Data segment
━━━━━━━━━━━━━━━━━━━━━━━━━━━━━━
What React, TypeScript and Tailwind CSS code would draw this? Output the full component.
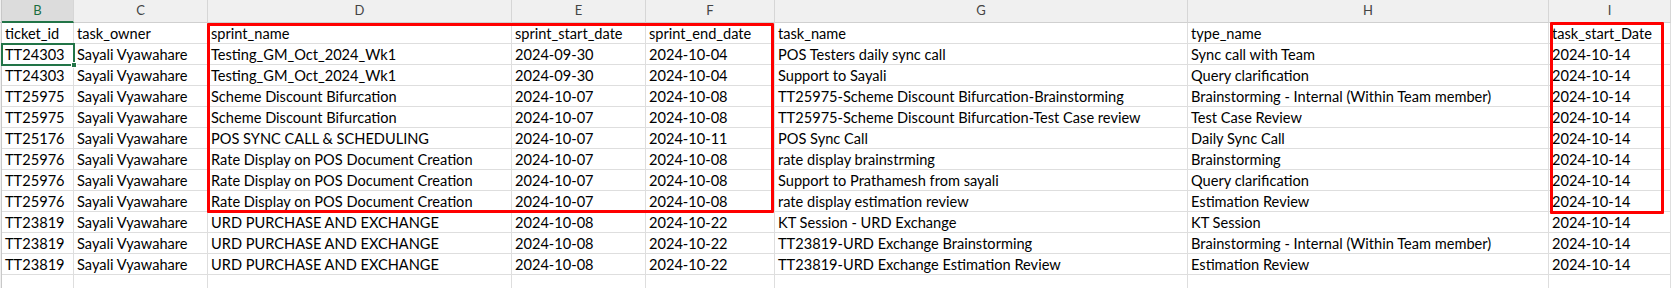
import React from 'react'

const COLS = ['B', 'C', 'D', 'E', 'F', 'G', 'H', 'I']

const HEAD = ['ticket_id', 'task_owner', 'sprint_name', 'sprint_start_date', 'sprint_end_date', 'task_name', 'type_name', 'task_start_Date']

const OWNER = 'Sayali Vyawahare'
const START = '2024-10-14'

const ROWS: string[][] = [
  ['TT24303', OWNER, 'Testing_GM_Oct_2024_Wk1', '2024-09-30', '2024-10-04', 'POS Testers daily sync call', 'Sync call with Team', START],
  ['TT24303', OWNER, 'Testing_GM_Oct_2024_Wk1', '2024-09-30', '2024-10-04', 'Support to Sayali', 'Query clarification', START],
  ['TT25975', OWNER, 'Scheme Discount Bifurcation', '2024-10-07', '2024-10-08', 'TT25975-Scheme Discount Bifurcation-Brainstorming', 'Brainstorming - Internal (Within Team member)', START],
  ['TT25975', OWNER, 'Scheme Discount Bifurcation', '2024-10-07', '2024-10-08', 'TT25975-Scheme Discount Bifurcation-Test Case review', 'Test Case Review', START],
  ['TT25176', OWNER, 'POS SYNC CALL & SCHEDULING', '2024-10-07', '2024-10-11', 'POS Sync Call', 'Daily Sync Call', START],
  ['TT25976', OWNER, 'Rate Display on POS Document Creation', '2024-10-07', '2024-10-08', 'rate display brainstrming', 'Brainstorming', START],
  ['TT25976', OWNER, 'Rate Display on POS Document Creation', '2024-10-07', '2024-10-08', 'Support to Prathamesh from sayali', 'Query clarification', START],
  ['TT25976', OWNER, 'Rate Display on POS Document Creation', '2024-10-07', '2024-10-08', 'rate display estimation review', 'Estimation Review', START],
  ['TT23819', OWNER, 'URD PURCHASE AND EXCHANGE', '2024-10-08', '2024-10-22', 'KT Session - URD Exchange', 'KT Session', START],
  ['TT23819', OWNER, 'URD PURCHASE AND EXCHANGE', '2024-10-08', '2024-10-22', 'TT23819-URD Exchange Brainstorming', 'Brainstorming - Internal (Within Team member)', START],
  ['TT23819', OWNER, 'URD PURCHASE AND EXCHANGE', '2024-10-08', '2024-10-22', 'TT23819-URD Exchange Estimation Review', 'Estimation Review', START],
]

const grid = 'grid grid-cols-[2px_72px_134px_304px_134px_129px_413px_361px_1fr]'

function Row({ cells, active = -1 }: { cells: string[]; active?: number }) {
  return (
    <div className={`${grid} h-[21px]`}>
      <div className="border-r border-[#c8c8c8] bg-[#f0f0f0]" />
      {cells.map((c, i) => (
        <div
          key={i}
          className={[
            'relative border-r border-b border-[#dedede] pl-[3px] pt-[1px] h-[21px] leading-[20px] whitespace-nowrap text-black text-[14.6px]',
            i === active ? 'outline-2 -outline-offset-1 outline-[#227447] z-10' : 'overflow-hidden',
          ].join(' ')}
        >
          {c}
          {i === active && (
            <span className="absolute -right-[4px] -bottom-[4px] w-[6px] h-[6px] bg-[#227447] border border-white" />
          )}
        </div>
      ))}
    </div>
  )
}

export default function App() {
  return (
    <div className="relative w-[1671px] h-[288px] overflow-hidden bg-white font-['Lato','Open_Sans',sans-serif]">
      {/* ── Column letters ─────────────────────────────────────────── */}
      <div className={`${grid} h-[23px] bg-[#f0f0f0]`}>
        <div className="border-r border-b border-[#c8c8c8]" />
        {COLS.map((l, i) => (
          <div
            key={l}
            className={[
              'border-r border-[#d6d6d6] flex items-center justify-center text-[13px]',
              i === 0
                ? 'bg-[#dcdcdc] text-[#1b6e3f] border-b-2 border-b-[#227447]'
                : 'text-[#444] border-b border-b-[#d0d0d0]',
            ].join(' ')}
          >
            {l}
          </div>
        ))}
      </div>

      {/* ── Sheet body ─────────────────────────────────────────────── */}
      <Row cells={HEAD} />
      {ROWS.map((r, i) => <Row key={i} cells={r} active={i === 0 ? 0 : -1} />)}
      <Row cells={['', '', '', '', '', '', '', '']} />

      {/* ── Red highlight boxes drawn over the sheet ───────────────── */}
      <div className="absolute left-[207px] top-[23px] w-[567px] h-[190px] border-[3px] border-[#ff0000] rounded-[1px] z-20" />
      <div className="absolute left-[1550px] top-[22px] w-[114px] h-[192px] border-[3px] border-[#ff0000] rounded-[1px] z-20" />
    </div>
  )
}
━━━━━━━━━━━━━━━━━━━━━━━━━━━━━━
Exercise instructions
Write out exactly the lines between the start of the data and the line with "const START = '2024-10-14'", including both, but none of the pictures.

Solution for this exercise
What React, TypeScript and Tailwind CSS code would draw this? Output the full component.
import React from 'react'

const COLS = ['B', 'C', 'D', 'E', 'F', 'G', 'H', 'I']

const HEAD = ['ticket_id', 'task_owner', 'sprint_name', 'sprint_start_date', 'sprint_end_date', 'task_name', 'type_name', 'task_start_Date']

const OWNER = 'Sayali Vyawahare'
const START = '2024-10-14'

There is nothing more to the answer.